David Graeber writes for Le Monde on the juxtaposition of the Nuit Debout movement in France and the Panama Paper revelations.
What we have been seeing in the news, this week, with the juxtaposition of the Panama Paper revelations, and the emergence of Nuit Debout in the streets of Paris and other French cities, is the struggle between two different forms of solidarity, two global cultures—the first, all too developed, the second, still in the process of being born.
The first is the solidarity of the wealthy and powerful, or, more precisely, those whose wealth is founded on their power; the other, is the emergence of new forms of revolutionary democracy that are taking, increasingly, planetary form. Each relies on creating spaces outside the formal structure of the state. What we are beginning to see, with the police show of force last night, was just how differently the “forces of law” react to each.

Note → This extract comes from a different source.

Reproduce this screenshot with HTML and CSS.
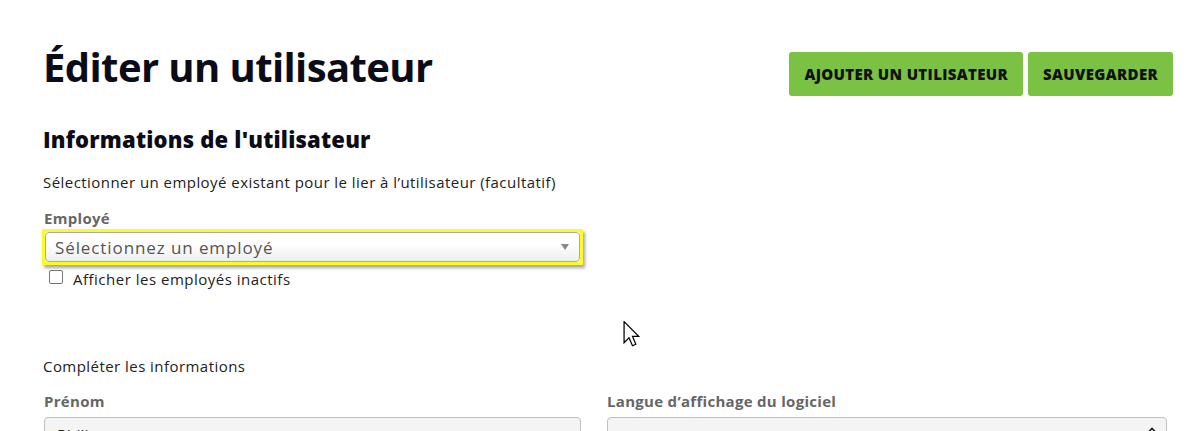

What the Panama Papers reveal above all is a global political class whose ultimate loyalty is to each other. Nawaz Sharif, Robert Mugabe, Vladimir Putin, or David Cameron… however much such men might glower at each other across the world stage, when it comes to what’s really important to them as human beings (the financial security of their children, for example) they show a remarkable degree of solidarity. This is, of course, in dramatic contrast to how they feel about the safety and security of the children of pretty much everybody else—other, of course, than members of their only real constituency: the other members of the global 1%.
Still, for anyone familiar with how wealth is really accumulated in today’s world, there is still something genuinely puzzling in these revelations: why is it so important to these people not to pay taxes to begin with? This is less obvious than it seems. As the wealth of the ruling classes comes to be based increasingly on financial speculation, we are no longer talking about protecting the profits of commerce and industry from the grasping hands of the state; almost all these fortunes are based on collusion with state power to begin with. If your income is based on control of the levers of power, why squirrel it away in Panama? Would it not be just as easy to extract twice as much, and then ostentatiously hand half the proceeds back again as gesture of loyalty?
It’s hard to escape the conclusion that greed is not the primary motivation, but sheer power. The creation of these tax shelters is the creation, not precisely of a state of sovereign exception. It is rather one of financial exception, within an emerging global legal-bureaucratic order of which the beneficiaries, themselves, are the architects.